Task objective
Copy, from the entries below, each line in which the string "styles" appears.

Record excerpts
************

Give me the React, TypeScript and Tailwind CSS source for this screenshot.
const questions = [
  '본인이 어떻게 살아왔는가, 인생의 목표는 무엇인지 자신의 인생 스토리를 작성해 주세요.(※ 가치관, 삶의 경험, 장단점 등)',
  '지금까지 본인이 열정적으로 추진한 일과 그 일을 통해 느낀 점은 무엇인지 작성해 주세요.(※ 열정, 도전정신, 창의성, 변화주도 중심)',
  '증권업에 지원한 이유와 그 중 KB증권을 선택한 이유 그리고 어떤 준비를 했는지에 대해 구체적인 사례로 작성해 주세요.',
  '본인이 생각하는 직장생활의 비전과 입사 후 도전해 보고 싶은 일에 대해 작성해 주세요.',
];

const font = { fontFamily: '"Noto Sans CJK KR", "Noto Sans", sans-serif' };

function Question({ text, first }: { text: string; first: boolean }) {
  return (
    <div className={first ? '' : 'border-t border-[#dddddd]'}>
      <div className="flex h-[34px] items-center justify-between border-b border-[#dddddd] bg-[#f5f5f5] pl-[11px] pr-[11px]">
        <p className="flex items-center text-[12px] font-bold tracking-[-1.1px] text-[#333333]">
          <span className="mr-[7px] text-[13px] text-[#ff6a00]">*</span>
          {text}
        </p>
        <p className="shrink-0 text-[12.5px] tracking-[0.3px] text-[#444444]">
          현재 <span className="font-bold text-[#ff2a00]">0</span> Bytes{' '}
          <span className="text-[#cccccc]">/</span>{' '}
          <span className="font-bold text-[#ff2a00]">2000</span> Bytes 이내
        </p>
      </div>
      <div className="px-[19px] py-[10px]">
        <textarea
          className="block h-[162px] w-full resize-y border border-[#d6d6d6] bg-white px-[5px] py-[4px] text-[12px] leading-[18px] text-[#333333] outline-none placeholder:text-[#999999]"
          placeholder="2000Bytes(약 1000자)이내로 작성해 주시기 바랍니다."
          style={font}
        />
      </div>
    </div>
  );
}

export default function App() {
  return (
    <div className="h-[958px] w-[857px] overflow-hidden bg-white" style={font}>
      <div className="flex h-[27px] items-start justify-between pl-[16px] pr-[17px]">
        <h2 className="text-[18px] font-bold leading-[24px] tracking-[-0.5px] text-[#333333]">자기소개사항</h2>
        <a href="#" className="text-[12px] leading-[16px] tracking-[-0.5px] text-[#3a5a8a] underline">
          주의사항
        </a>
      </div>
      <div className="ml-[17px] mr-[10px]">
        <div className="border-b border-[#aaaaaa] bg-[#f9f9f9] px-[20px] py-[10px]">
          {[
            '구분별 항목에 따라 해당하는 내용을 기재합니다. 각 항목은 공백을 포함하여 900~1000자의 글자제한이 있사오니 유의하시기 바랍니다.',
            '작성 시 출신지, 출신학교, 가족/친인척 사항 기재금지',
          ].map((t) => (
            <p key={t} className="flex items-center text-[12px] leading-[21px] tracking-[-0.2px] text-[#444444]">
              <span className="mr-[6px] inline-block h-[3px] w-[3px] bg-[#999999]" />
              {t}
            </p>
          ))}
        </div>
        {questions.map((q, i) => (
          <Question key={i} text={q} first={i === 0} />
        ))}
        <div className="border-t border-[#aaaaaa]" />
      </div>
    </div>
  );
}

************

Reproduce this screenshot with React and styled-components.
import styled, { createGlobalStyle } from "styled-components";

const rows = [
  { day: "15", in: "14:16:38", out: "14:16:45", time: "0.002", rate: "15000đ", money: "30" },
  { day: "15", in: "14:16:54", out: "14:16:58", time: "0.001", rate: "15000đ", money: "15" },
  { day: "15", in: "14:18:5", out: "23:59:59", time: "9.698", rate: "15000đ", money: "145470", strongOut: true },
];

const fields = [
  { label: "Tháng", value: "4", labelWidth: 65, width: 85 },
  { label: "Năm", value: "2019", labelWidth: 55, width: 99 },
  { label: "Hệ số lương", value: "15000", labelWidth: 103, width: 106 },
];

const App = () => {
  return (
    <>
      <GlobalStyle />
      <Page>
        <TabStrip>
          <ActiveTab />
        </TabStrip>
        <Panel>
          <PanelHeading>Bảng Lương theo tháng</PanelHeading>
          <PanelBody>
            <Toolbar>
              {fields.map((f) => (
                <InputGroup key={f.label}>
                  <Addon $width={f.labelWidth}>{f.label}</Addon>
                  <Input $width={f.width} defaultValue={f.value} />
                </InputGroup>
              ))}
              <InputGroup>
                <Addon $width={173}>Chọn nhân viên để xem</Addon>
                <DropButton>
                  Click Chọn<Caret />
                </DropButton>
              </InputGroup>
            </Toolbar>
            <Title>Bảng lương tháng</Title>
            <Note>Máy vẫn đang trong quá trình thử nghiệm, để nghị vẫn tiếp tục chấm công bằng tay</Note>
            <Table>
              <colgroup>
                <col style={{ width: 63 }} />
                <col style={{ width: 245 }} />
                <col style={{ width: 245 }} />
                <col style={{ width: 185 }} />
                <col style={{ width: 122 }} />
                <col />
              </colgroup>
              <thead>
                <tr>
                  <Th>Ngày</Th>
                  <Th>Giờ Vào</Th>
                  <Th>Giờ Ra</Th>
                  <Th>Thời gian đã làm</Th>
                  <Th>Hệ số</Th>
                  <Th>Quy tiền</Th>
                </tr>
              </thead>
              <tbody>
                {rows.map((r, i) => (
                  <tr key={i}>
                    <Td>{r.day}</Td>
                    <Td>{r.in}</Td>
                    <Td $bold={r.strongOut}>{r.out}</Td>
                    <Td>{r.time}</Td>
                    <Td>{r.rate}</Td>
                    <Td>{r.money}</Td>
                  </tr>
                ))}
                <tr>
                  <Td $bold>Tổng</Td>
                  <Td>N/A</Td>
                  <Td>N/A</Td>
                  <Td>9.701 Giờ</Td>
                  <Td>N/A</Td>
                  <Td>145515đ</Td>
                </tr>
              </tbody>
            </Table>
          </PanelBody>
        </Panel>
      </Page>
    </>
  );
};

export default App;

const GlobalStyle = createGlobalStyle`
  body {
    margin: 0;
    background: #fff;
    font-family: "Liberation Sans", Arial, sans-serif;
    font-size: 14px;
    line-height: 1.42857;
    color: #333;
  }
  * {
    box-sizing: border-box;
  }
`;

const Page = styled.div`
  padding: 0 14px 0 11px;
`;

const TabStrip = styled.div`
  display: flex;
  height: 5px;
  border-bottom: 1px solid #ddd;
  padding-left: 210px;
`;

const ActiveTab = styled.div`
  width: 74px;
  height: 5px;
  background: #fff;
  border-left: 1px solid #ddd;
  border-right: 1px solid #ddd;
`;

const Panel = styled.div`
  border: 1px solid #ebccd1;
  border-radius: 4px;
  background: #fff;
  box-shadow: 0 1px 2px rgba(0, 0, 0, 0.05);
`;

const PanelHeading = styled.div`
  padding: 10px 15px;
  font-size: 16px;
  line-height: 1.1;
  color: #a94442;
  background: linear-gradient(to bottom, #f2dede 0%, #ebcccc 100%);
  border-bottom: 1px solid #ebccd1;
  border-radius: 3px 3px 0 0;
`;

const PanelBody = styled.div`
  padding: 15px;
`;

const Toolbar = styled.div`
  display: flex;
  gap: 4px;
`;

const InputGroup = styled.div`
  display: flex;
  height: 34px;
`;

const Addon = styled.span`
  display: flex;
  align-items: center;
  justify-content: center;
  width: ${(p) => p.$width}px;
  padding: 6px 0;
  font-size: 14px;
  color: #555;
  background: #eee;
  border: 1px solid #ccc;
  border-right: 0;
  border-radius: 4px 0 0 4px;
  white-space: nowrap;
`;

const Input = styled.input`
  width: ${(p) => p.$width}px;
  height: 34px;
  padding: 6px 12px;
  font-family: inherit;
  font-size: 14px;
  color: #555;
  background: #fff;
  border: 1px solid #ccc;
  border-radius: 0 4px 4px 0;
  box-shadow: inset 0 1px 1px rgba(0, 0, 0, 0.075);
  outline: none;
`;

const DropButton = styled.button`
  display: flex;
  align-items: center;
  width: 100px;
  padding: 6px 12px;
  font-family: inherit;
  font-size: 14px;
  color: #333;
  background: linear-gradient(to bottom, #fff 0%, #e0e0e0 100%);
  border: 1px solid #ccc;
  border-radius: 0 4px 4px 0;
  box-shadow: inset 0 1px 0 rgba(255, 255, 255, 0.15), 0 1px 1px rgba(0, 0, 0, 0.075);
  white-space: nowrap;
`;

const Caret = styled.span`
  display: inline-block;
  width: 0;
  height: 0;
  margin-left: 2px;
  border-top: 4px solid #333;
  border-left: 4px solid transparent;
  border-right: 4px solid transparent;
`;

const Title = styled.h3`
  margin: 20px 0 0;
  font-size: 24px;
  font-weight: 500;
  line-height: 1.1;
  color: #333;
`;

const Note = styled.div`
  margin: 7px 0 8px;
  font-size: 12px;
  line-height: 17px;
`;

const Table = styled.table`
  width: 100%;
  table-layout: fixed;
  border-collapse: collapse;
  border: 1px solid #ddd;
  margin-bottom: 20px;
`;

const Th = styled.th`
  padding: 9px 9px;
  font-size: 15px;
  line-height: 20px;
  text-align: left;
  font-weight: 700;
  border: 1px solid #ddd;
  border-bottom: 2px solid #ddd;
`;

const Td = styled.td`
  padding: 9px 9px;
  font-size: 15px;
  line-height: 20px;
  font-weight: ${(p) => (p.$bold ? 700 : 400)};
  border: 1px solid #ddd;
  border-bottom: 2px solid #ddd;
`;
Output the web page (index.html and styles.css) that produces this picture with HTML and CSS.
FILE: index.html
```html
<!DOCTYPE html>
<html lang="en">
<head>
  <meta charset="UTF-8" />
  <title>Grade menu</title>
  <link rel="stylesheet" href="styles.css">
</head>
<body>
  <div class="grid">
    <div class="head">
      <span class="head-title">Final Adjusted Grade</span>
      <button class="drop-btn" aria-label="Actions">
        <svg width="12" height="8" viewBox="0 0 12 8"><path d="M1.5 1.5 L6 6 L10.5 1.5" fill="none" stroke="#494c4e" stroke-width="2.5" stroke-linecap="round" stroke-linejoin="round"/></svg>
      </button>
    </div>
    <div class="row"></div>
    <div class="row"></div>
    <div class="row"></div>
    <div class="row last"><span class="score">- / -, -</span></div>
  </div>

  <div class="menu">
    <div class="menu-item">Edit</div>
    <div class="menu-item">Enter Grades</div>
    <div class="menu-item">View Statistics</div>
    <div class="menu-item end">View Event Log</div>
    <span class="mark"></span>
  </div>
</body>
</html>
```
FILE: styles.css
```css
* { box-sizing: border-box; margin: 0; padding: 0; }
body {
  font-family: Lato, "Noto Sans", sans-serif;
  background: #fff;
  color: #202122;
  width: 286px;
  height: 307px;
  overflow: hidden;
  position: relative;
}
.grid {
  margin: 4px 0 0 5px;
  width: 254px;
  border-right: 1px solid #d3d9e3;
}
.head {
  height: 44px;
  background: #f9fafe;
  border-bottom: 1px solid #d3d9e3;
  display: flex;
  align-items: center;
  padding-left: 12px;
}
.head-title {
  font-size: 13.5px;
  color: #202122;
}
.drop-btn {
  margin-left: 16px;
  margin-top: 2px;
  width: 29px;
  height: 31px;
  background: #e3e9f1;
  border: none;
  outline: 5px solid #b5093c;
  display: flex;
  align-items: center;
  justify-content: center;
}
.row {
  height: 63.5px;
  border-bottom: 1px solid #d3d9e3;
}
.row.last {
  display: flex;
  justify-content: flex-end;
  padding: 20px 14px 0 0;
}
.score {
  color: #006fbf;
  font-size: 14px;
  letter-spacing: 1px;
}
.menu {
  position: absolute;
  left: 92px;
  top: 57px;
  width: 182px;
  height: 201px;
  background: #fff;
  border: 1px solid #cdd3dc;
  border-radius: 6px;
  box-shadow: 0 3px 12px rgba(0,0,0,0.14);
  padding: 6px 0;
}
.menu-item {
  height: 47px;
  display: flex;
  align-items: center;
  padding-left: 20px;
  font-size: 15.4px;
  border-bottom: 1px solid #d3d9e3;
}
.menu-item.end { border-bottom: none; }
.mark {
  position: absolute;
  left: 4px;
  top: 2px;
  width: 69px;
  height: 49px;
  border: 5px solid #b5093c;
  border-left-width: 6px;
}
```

************

Solution for this exercise
Output the web page (index.html and styles.css) that produces this picture with HTML and CSS.
  <link rel="stylesheet" href="styles.css">
FILE: styles.css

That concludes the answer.